Mercy wrapped her arms around the
irrational woman. “Shh. I know.”

When her friend calmed, Mercy said,
“The safest thing for my baby would be to stay here. We’ve all lost things to
the dangers of space, and there’s no end in sight. Sensei is asking us to do
things none of us are equipped for. I’m afraid of dozens of things that could
kill my husband every day.” She looked around the group. “I still say we finish
the mission we came to do because Earth won’t last much longer without us.”

The vote to continue to Oblivion
passed in ten minutes—only Yuki and Rachael dissented.

Epilogue

 

Over eight months pregnant, Kaguya Mori sat in front of the
TV screen at JPL. Except when
Sanctuary
was under the sheet, the
football-field-sized monitor still picked up the signals from the alien space
telescope and showed the world leaders on Earth whatever the lens of the stolen
spaceship aimed at. She rubbed her belly as she watched the movement of the
spheres and calculated where the path would take them next. Hordes of
scientists analyzed the transmission twenty-four hours a day. The heiress to
the biggest conglomerate in the world paid half their salaries just to watch.

Leaning down to talk to the baby
inside her, Kaguya said, “That’s your daddy up there. He’s going to be a big
hero someday, despite what those mean people said at the Hague. Conrad did this
for love. He’s going to come back and give us the keys to the universe.”

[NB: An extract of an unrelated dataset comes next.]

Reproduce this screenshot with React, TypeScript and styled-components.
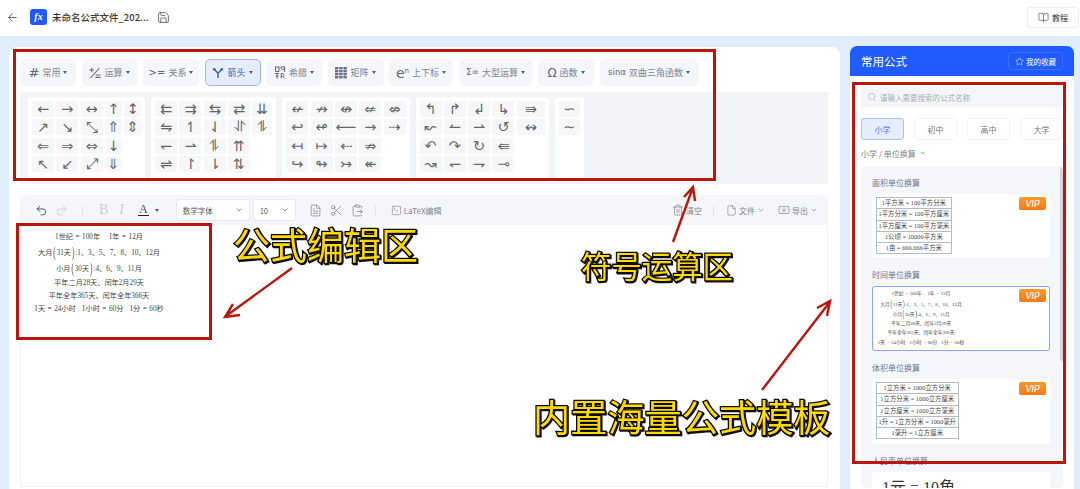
import React from "react";
import styled, { createGlobalStyle } from "styled-components";
import {
  ArrowLeft, Save, BookOpen, Star, Search, ChevronDown, Undo2, Redo2, FileText,
  Scissors, ClipboardPaste, SquareTerminal, Trash2, File, Import,
} from "lucide-react";

const UI = `"Noto Sans CJK SC", "Inter", sans-serif`;
const MATH = `"Liberation Serif", "Noto Sans CJK SC", serif`;

const Global = createGlobalStyle`
  html, body { margin: 0; padding: 0; background: #fff; }
  body { width: 1080px; height: 489px; overflow: hidden; font-family: ${UI}; }
  * { box-sizing: border-box; }
`;

const Page = styled.div`
  position: relative;
  width: 1080px;
  height: 489px;
  overflow: hidden;
  background: #e0eefc;
  display: flex;
  flex-direction: column;
`;

/* ---------- top bar ---------- */
const TopBar = styled.header`
  height: 36px;
  flex: none;
  background: #fff;
  display: flex;
  align-items: center;
  padding: 0 1px 2px 6px;
  color: #555;
`;
const Logo = styled.div`
  width: 17px;
  height: 16px;
  margin-left: 11px;
  border-radius: 3px;
  background: #1f5bff;
  color: #fff;
  font: italic 700 10px/16px "Liberation Serif", serif;
  text-align: center;
`;
const FileName = styled.div`
  margin-left: 5px;
  width: 105px;
  font-size: 9.5px;
  font-weight: 500;
  color: #3a3a3a;
  white-space: nowrap;
`;
const HelpButton = styled.button`
  margin-left: auto;
  width: 52px;
  height: 21px;
  border: 1px solid #eceef2;
  border-radius: 3px;
  background: #fff;
  color: #555;
  font: 500 8px ${UI};
  display: flex;
  align-items: center;
  justify-content: center;
  gap: 3px;
  padding: 0;
`;

/* ---------- main ---------- */
const Main = styled.main`
  flex: 1;
  min-height: 0;
  display: flex;
  gap: 10px;
  padding: 11px 6px 0 9px;
`;
const LeftPanel = styled.section`
  flex: 1;
  min-width: 0;
  background: #fff;
  border-radius: 8px 8px 0 0;
  padding: 12px 12px 2px 11px;
  display: flex;
  flex-direction: column;
`;
const Tabs = styled.div`
  display: flex;
  gap: 5.5px;
  height: 27px;
  flex: none;
`;
const Tab = styled.div<{ $w: number; $active?: boolean }>`
  width: ${(p) => p.$w}px;
  border-radius: 5px;
  background: ${(p) => (p.$active ? "#e6edff" : "#f5f6f9")};
  border: 1px solid ${(p) => (p.$active ? "#9db6fb" : "#f5f6f9")};
  color: ${(p) => (p.$active ? "#3d5fae" : "#7f8494")};
  font-size: 9px;
  display: flex;
  align-items: center;
  justify-content: center;
  gap: 3px;
  white-space: nowrap;
`;
const TabGlyph = styled.span<{ $size?: number }>`
  font: ${(p) => p.$size ?? 11}px "DejaVu Sans", sans-serif;
  color: #5f6579;
  line-height: 1;
  sup { font-size: 0.5em; vertical-align: 0.7em; line-height: 0; }
`;
const Caret = styled.i<{ $gap?: number }>`
  width: 0;
  height: 0;
  margin-left: ${(p) => p.$gap ?? 0}px;
  border-left: 2.5px solid transparent;
  border-right: 2.5px solid transparent;
  border-top: 3px solid #555b70;
`;
const Symbols = styled.div`
  margin-top: 6px;
  height: 92px;
  flex: none;
  background: #f2f4f8;
  padding: 5px 8px 0;
  display: flex;
  gap: 6px;
  overflow: hidden;
`;
const SymbolGroup = styled.div<{ $cols: string }>`
  background: #fff;
  border-radius: 3px;
  height: 84px;
  padding: 4px;
  display: grid;
  grid-template-columns: ${(p) => p.$cols};
  grid-auto-rows: 16px;
  gap: 2.3px;
`;
const SymbolCell = styled.span`
  background: #f6f7f9;
  border-radius: 2px;
  color: #666;
  font: 14.5px/16px "DejaVu Sans", sans-serif;
  text-align: center;
  overflow: hidden;
`;

/* ---------- editor ---------- */
const EditorBar = styled.div`
  margin-top: 11px;
  height: 30px;
  flex: none;
  background: #f4f6fa;
  border-radius: 6px 6px 0 0;
  display: flex;
  align-items: center;
  padding: 0 10px 0 15px;
  color: #7d8391;
`;
const ToolIcon = styled.span<{ $gap?: number; $dim?: boolean }>`
  margin-left: ${(p) => p.$gap ?? 0}px;
  display: inline-flex;
  color: ${(p) => (p.$dim ? "#c4c8d0" : "#7d8391")};
`;
const StyleLetter = styled.span<{ $gap: number; $italic?: boolean }>`
  margin-left: ${(p) => p.$gap}px;
  font: ${(p) => (p.$italic ? "italic" : "normal")} 400 14px "Liberation Serif", serif;
  color: #c9ccd3;
`;
const ColorLetter = styled.span`
  margin-left: 14px;
  font: 400 12px/11px "Liberation Serif", serif;
  color: #44506e;
  border-bottom: 1.5px solid #222;
  padding: 0 1px;
`;
const Divider = styled.i<{ $gap: number }>`
  margin-left: ${(p) => p.$gap}px;
  width: 1px;
  height: 9px;
  background: #dfe2e8;
`;
const SelectBox = styled.div<{ $w: number; $gap: number }>`
  margin-left: ${(p) => p.$gap}px;
  width: ${(p) => p.$w}px;
  height: 22px;
  background: #fff;
  border: 1px solid #e7e9ee;
  border-radius: 3px;
  display: flex;
  align-items: center;
  justify-content: space-between;
  padding: 0 6px;
  font-size: 7.5px;
  color: #555;
`;
const BarLabel = styled.span<{ $gap?: number }>`
  margin-left: ${(p) => p.$gap ?? 2}px;
  font-size: 8px;
  color: #7d8391;
  white-space: nowrap;
`;
const BarRight = styled.div`
  margin-left: auto;
  display: flex;
  align-items: center;
`;
const EditorBody = styled.div`
  flex: 1;
  min-height: 0;
  border: 1px solid #f0f1f4;
  border-top: 0;
  padding: 5px 0 0 8px;
`;

/* ---------- formula ---------- */
const Formula = styled.div<{ $size: number; $w: number }>`
  width: ${(p) => p.$w}px;
  font: ${(p) => p.$size}px ${MATH};
  color: #444;
  text-align: center;
  white-space: nowrap;
`;
const FormulaLine = styled.div<{ $h: number }>`
  line-height: ${(p) => p.$h}em;
  height: ${(p) => p.$h}em;
`;
const Paren = styled.span`
  display: inline-block;
  font-size: 1.2em;
  line-height: 1;
  margin: 0 0.08em;
  transform: scaleY(1.7);
  color: #666;
`;
const Eq = styled.span`
  margin: 0 0.35em;
`;
const Gap = styled.span<{ $w: number }>`
  display: inline-block;
  width: ${(p) => p.$w}em;
`;

/* ---------- right panel ---------- */
const RightPanel = styled.aside`
  width: 224px;
  flex: none;
  margin-top: -1px;
  background: #fff;
  border-radius: 7px 7px 0 0;
  display: flex;
  flex-direction: column;
`;
const RightHead = styled.div`
  height: 30px;
  flex: none;
  background: #1f5bff;
  border-radius: 7px 7px 0 0;
  display: flex;
  align-items: center;
  justify-content: space-between;
  padding: 0 11px;
  color: #fff;
  font-size: 11.5px;
`;
const FavButton = styled.div`
  width: 55px;
  height: 18px;
  border: 1px solid #3a6dff;
  border-radius: 3px;
  font-size: 7.5px;
  display: flex;
  align-items: center;
  justify-content: center;
  gap: 2px;
`;
const RightBody = styled.div`
  flex: 1;
  min-height: 0;
  padding: 11px 11px 0;
  display: flex;
  flex-direction: column;
`;
const SearchBox = styled.div`
  height: 20px;
  flex: none;
  background: #f4f5f8;
  border-radius: 3px;
  display: flex;
  align-items: center;
  gap: 3px;
  padding: 0 6px;
  font-size: 7.5px;
  color: #a9adb6;
`;
const LevelTabs = styled.div`
  margin-top: 11px;
  display: grid;
  grid-template-columns: repeat(4, 1fr);
  gap: 10px;
  flex: none;
`;
const LevelTab = styled.div<{ $active?: boolean }>`
  height: 22px;
  border-radius: 3px;
  border: 1px solid ${(p) => (p.$active ? "#a9bffc" : "#f2f3f6")};
  background: ${(p) => (p.$active ? "#e6edff" : "#fff")};
  color: ${(p) => (p.$active ? "#5878d8" : "#777")};
  font-size: 8px;
  display: flex;
  align-items: center;
  justify-content: center;
`;
const Crumb = styled.div`
  margin-top: 6px;
  height: 14px;
  flex: none;
  display: flex;
  align-items: center;
  gap: 3px;
  font-size: 8px;
  color: #7b7f8a;
`;
const TemplateList = styled.div`
  position: relative;
  margin-top: 6px;
  flex: 1;
  min-height: 0;
  margin-bottom: 1px;
  background: #f4f6f9;
  border-radius: 5px;
  padding: 8px 13px 0 11px;
  overflow: hidden;
`;
const ScrollThumb = styled.i`
  position: absolute;
  top: 0;
  right: 0;
  width: 3px;
  height: 195px;
  background: #d4d6db;
  border-radius: 2px;
`;
const TemplateTitle = styled.div`
  height: 18px;
  margin-bottom: 2px;
  font-size: 8px;
  line-height: 18px;
  color: #6d7391;
`;
const TemplateCard = styled.div<{ $selected?: boolean; $h?: number }>`
  position: relative;
  height: ${(p) => p.$h ?? 65}px;
  margin-bottom: 8px;
  background: #fff;
  border-radius: 3px;
  border: 1px solid ${(p) => (p.$selected ? "#8aa6f5" : "#fff")};
  padding: ${(p) => (p.$selected ? "2px 0 0 2px" : "2px 0 0 3px")};
`;
const Vip = styled.span`
  position: absolute;
  top: 2px;
  right: 3px;
  width: 27px;
  height: 13px;
  border-radius: 2px;
  background: linear-gradient(180deg, #fb9a2c, #f57a12);
  color: #fff;
  font: italic 500 9px/13px "Inter", sans-serif;
  text-align: center;
`;
const UnitTable = styled.table`
  border-collapse: collapse;
  font: 6.4px/10.3px ${MATH};
  color: #444;
  text-align: center;
  white-space: nowrap;
  td { border: 1px solid #b9babd; padding: 0 1.5px; }
`;
const BigMath = styled.div`
  font: 16px/22px ${MATH};
  color: #333;
  padding: 2px 0 0 6px;
`;

/* ---------- annotations ---------- */
const RedBox = styled.div<{ $x: number; $y: number; $w: number; $h: number }>`
  position: absolute;
  left: ${(p) => p.$x}px;
  top: ${(p) => p.$y}px;
  width: ${(p) => p.$w}px;
  height: ${(p) => p.$h}px;
  border: 3px solid #b9170d;
  pointer-events: none;
`;
const Callout = styled.div<{ $x: number; $y: number; $size: number }>`
  position: absolute;
  left: ${(p) => p.$x}px;
  top: ${(p) => p.$y}px;
  font: 400 ${(p) => p.$size}px/1 "Noto Sans CJK SC", sans-serif;
  color: #ffd900;
  white-space: nowrap;
  -webkit-text-stroke: 2.6px #0c0c0c;
  paint-order: stroke fill;
  filter: drop-shadow(1.5px 1.5px 0 #111);
`;
const ArrowLayer = styled.svg`
  position: absolute;
  left: 0;
  top: 0;
  pointer-events: none;
`;

/* ---------- drawn tab icons ---------- */
const MathOpsIcon = () => (
  <svg width="12" height="12" viewBox="0 0 12 12" fill="none" stroke="#5f6579" strokeWidth="1.1">
    <path d="M0.5 3H5M2.8 0.8V5.2M1.5 11 10.5 1M6.5 8H11.5M6.5 10.4H11.5" />
  </svg>
);
const GreekIcon = () => (
  <svg width="12" height="13" viewBox="0 0 12 13" fill="none" stroke="#5f6579" strokeWidth="1">
    <path d="M1 1H5.4M1.5 1V5.5H5V1M6.6 1H11M7 1.2C7 4.5 10.6 4.5 10.6 1.2V6M1 7.5H5M3 7.5V12.5M2 10H4.5M7.2 7.5V12.5M7.2 7.5C11 7 11 10.5 7.2 10.2M8.8 10.2 10.8 12.5" />
  </svg>
);
const MatrixIcon = () => (
  <svg width="12" height="12" viewBox="0 0 12 12" fill="#6a7081">
    {[0, 3, 6, 9].map((y) =>
      [0, 4.2, 8.4].map((x) => <rect key={`${x}-${y}`} x={x} y={y} width="3.4" height="2.4" />),
    )}
  </svg>
);
const ForkIcon = () => (
  <svg width="12" height="12" viewBox="0 0 12 12" fill="none" stroke="#3d5fae" strokeWidth="1.4">
    <path d="M2.5 2.5 6 6.2M9.5 2.5 6 6.2V11" />
    <circle cx="2.2" cy="2.2" r="1.3" fill="#3d5fae" stroke="none" />
    <circle cx="9.8" cy="2.2" r="1.3" fill="#3d5fae" stroke="none" />
  </svg>
);

/* ---------- data ---------- */
const tabs: { w: number; glyph: React.ReactNode; label: string; active?: boolean }[] = [
  { w: 56, glyph: <TabGlyph $size={13}>#</TabGlyph>, label: "常用" },
  { w: 56, glyph: <MathOpsIcon />, label: "运算" },
  { w: 56, glyph: <TabGlyph $size={10}>&gt;=</TabGlyph>, label: "关系" },
  { w: 56, glyph: <ForkIcon />, label: "箭头", active: true },
  { w: 56, glyph: <GreekIcon />, label: "希腊" },
  { w: 56, glyph: <MatrixIcon />, label: "矩阵" },
  { w: 64, glyph: <TabGlyph $size={14}>e<sup>n</sup></TabGlyph>, label: "上下标" },
  { w: 74, glyph: <TabGlyph $size={9}>Σ∞</TabGlyph>, label: "大型运算" },
  { w: 56, glyph: <TabGlyph $size={12}>Ω</TabGlyph>, label: "函数" },
  { w: 99, glyph: <TabGlyph $size={8.5}>sinα</TabGlyph>, label: "双曲三角函数" },
];

const groups: { cols: string; cells: string[] }[] = [
  { cols: "22px 22px 22px 17px 17px",
    cells: ["←","→","↔","↑","↕","↗","↘","⤡","⇑","⇕","⇐","⇒","⇔","↓","","↖","↙","⤢","⇓",""] },
  { cols: "22px 22px 22px 22px 20px",
    cells: ["⇇","⇉","⇆","⇄","⇊","⇋","↿","⇃","⥯","⥮","↽","⇀","⥮","⇈","","⇌","↾","⇂","⇅",""] },
  { cols: "22px 22px 22px 22px 22px",
    cells: ["↚","↛","↮","⇍","⇎","↩","↫","⟵","→","⇢","↤","↦","⇠","⇏","","↪","↬","↣","↞",""] },
  { cols: "22px 22px 22px 22px 28px",
    cells: ["↰","↱","↲","↳","⇛","↜","↼","⇀","↺","↭","↶","↷","↻","⇚","","↝","↽","⇁","⊸",""] },
  { cols: "21px", cells: ["∽","∼"] },
];

const tableA = ["1平方米 = 100平方分米","1平方分米 = 100平方厘米","1平方厘米 = 100平方毫米","1公顷 = 10000平方米","1亩 = 666.666平方米"];
const tableB = ["1立方米 = 1000立方分米","1立方分米 = 1000立方厘米","1立方厘米 = 1000立方毫米","1升 = 1立方分米 = 1000毫升","1毫升 = 1立方厘米"];

const FormulaText = ({ size, w }: { size: number; w: number }) => (
  <Formula $size={size} $w={w}>
    <FormulaLine $h={2.08}>1世纪<Eq>=</Eq>100年<Gap $w={1.2} />1年<Eq>=</Eq>12月</FormulaLine>
    <FormulaLine $h={2.36}>大月<Paren>(</Paren>31天<Paren>)</Paren>:1、3、5、7、8、10、12月</FormulaLine>
    <FormulaLine $h={2.08}>小月<Paren>(</Paren>30天<Paren>)</Paren>:4、6、9、11月</FormulaLine>
    <FormulaLine $h={1.8}>平年二月28天、闰年2月29天</FormulaLine>
    <FormulaLine $h={1.8}>平年全年365天、闰年全年366天</FormulaLine>
    <FormulaLine $h={1.94}>1天<Eq>=</Eq>24小时<Gap $w={0.85} />1小时<Eq>=</Eq>60分<Gap $w={0.85} />1分<Eq>=</Eq>60秒</FormulaLine>
  </Formula>
);

const Table = ({ rows }: { rows: string[] }) => (
  <UnitTable>
    <tbody>
      {rows.map((r) => (
        <tr key={r}><td>{r}</td></tr>
      ))}
    </tbody>
  </UnitTable>
);

const RedArrow = ({ d }: { d: string }) => (
  <path d={d} fill="none" stroke="#b9170d" strokeWidth="2.4" strokeLinejoin="miter" />
);

export default function App() {
  return (
    <Page>
      <Global />
      <TopBar>
        <ArrowLeft size={13} strokeWidth={1.6} />
        <Logo>fx</Logo>
        <FileName>未命名公式文件_202...</FileName>
        <Save size={13} strokeWidth={1.5} />
        <HelpButton><BookOpen size={11} strokeWidth={1.5} />教程</HelpButton>
      </TopBar>

      <Main>
        <LeftPanel>
          <Tabs>
            {tabs.map((t) => (
              <Tab key={t.label} $w={t.w} $active={t.active}>
                {t.glyph}
                {t.label}
                <Caret />
              </Tab>
            ))}
          </Tabs>
          <Symbols>
            {groups.map((g, i) => (
              <SymbolGroup key={i} $cols={g.cols}>
                {g.cells.map((c, j) => (c ? <SymbolCell key={j}>{c}</SymbolCell> : <span key={j} />))}
              </SymbolGroup>
            ))}
          </Symbols>

          <EditorBar>
            <ToolIcon><Undo2 size={13} strokeWidth={1.7} color="#44506e" /></ToolIcon>
            <ToolIcon $gap={7} $dim><Redo2 size={13} strokeWidth={1.5} /></ToolIcon>
            <Divider $gap={14} />
            <StyleLetter $gap={16}>B</StyleLetter>
            <StyleLetter $gap={11} $italic>I</StyleLetter>
            <ColorLetter>A</ColorLetter>
            <Caret $gap={6} />
            <SelectBox $w={74} $gap={17}>数学字体<ChevronDown size={8} /></SelectBox>
            <SelectBox $w={43} $gap={3}>10<ChevronDown size={8} /></SelectBox>
            <ToolIcon $gap={13}><FileText size={13} strokeWidth={1.4} /></ToolIcon>
            <ToolIcon $gap={8}><Scissors size={13} strokeWidth={1.4} /></ToolIcon>
            <ToolIcon $gap={8}><ClipboardPaste size={13} strokeWidth={1.4} /></ToolIcon>
            <Divider $gap={11} />
            <ToolIcon $gap={15}><SquareTerminal size={11} strokeWidth={1.4} /></ToolIcon>
            <BarLabel>LaTeX编辑</BarLabel>
            <BarRight>
              <ToolIcon><Trash2 size={12} strokeWidth={1.4} /></ToolIcon>
              <BarLabel>清空</BarLabel>
              <Divider $gap={11} />
              <ToolIcon $gap={12}><File size={11} strokeWidth={1.4} /></ToolIcon>
              <BarLabel>文件</BarLabel>
              <ToolIcon $gap={2}><ChevronDown size={8} /></ToolIcon>
              <ToolIcon $gap={13}><Import size={12} strokeWidth={1.4} /></ToolIcon>
              <BarLabel>导出</BarLabel>
              <ToolIcon $gap={2}><ChevronDown size={8} /></ToolIcon>
            </BarRight>
          </EditorBar>
          <EditorBody>
            <FormulaText size={7.2} w={140} />
          </EditorBody>
        </LeftPanel>

        <RightPanel>
          <RightHead>
            常用公式
            <FavButton><Star size={9} strokeWidth={1.4} />我的收藏</FavButton>
          </RightHead>
          <RightBody>
            <SearchBox><Search size={10} strokeWidth={1.4} />请输入需要搜索的公式名称</SearchBox>
            <LevelTabs>
              <LevelTab $active>小学</LevelTab>
              <LevelTab>初中</LevelTab>
              <LevelTab>高中</LevelTab>
              <LevelTab>大学</LevelTab>
            </LevelTabs>
            <Crumb>小学 / 单位换算 <ChevronDown size={8} /></Crumb>
            <TemplateList>
              <ScrollThumb />
              <TemplateTitle>面积单位换算</TemplateTitle>
              <TemplateCard $h={64}>
                <Table rows={tableA} />
                <Vip>VIP</Vip>
              </TemplateCard>
              <TemplateTitle>时间单位换算</TemplateTitle>
              <TemplateCard $selected>
                <FormulaText size={4.8} w={92} />
                <Vip>VIP</Vip>
              </TemplateCard>
              <TemplateTitle>体积单位换算</TemplateTitle>
              <TemplateCard>
                <Table rows={tableB} />
                <Vip>VIP</Vip>
              </TemplateCard>
              <TemplateTitle>人民币单位换算</TemplateTitle>
              <TemplateCard>
                <BigMath>1元 = 10角</BigMath>
              </TemplateCard>
            </TemplateList>
          </RightBody>
        </RightPanel>
      </Main>

      <RedBox $x={13} $y={49} $w={703} $h={132} />
      <RedBox $x={16} $y={223} $w={196} $h={117} />
      <RedBox $x={852} $y={82} $w={214} $h={382} />

      <ArrowLayer width="1080" height="489" viewBox="0 0 1080 489">
        <RedArrow d="M292 268 226 316M240 315 225 317 233 304" />
        <RedArrow d="M673 242 692 190M684 197 693 187 695 201" />
        <RedArrow d="M762 390 829 303M817 308 830 301 827 316" />
      </ArrowLayer>

      <Callout $x={233} $y={226} $size={37}>公式编辑区</Callout>
      <Callout $x={581} $y={250} $size={30.4}>符号运算区</Callout>
      <Callout $x={533} $y={398} $size={37.2}>内置海量公式模板</Callout>
    </Page>
  );
}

The child echoed affection at the
sound of her voice. Pleased, Momma decided to sing for a while. Recordings of
her impromptu, hypnotic serenades were climbing the charts under the title
Hymns
to Uzume
—the Japanese goddess of dawn, the great persuader, and the
heavenly alarming female. The complexity of the compositions was beyond Bach.
Studies were already underway to see if it increased the intelligence of the
infant in the womb, but Kaguya was indifferent. Either way, her precious,
little one would hold this world in the palm of its hand.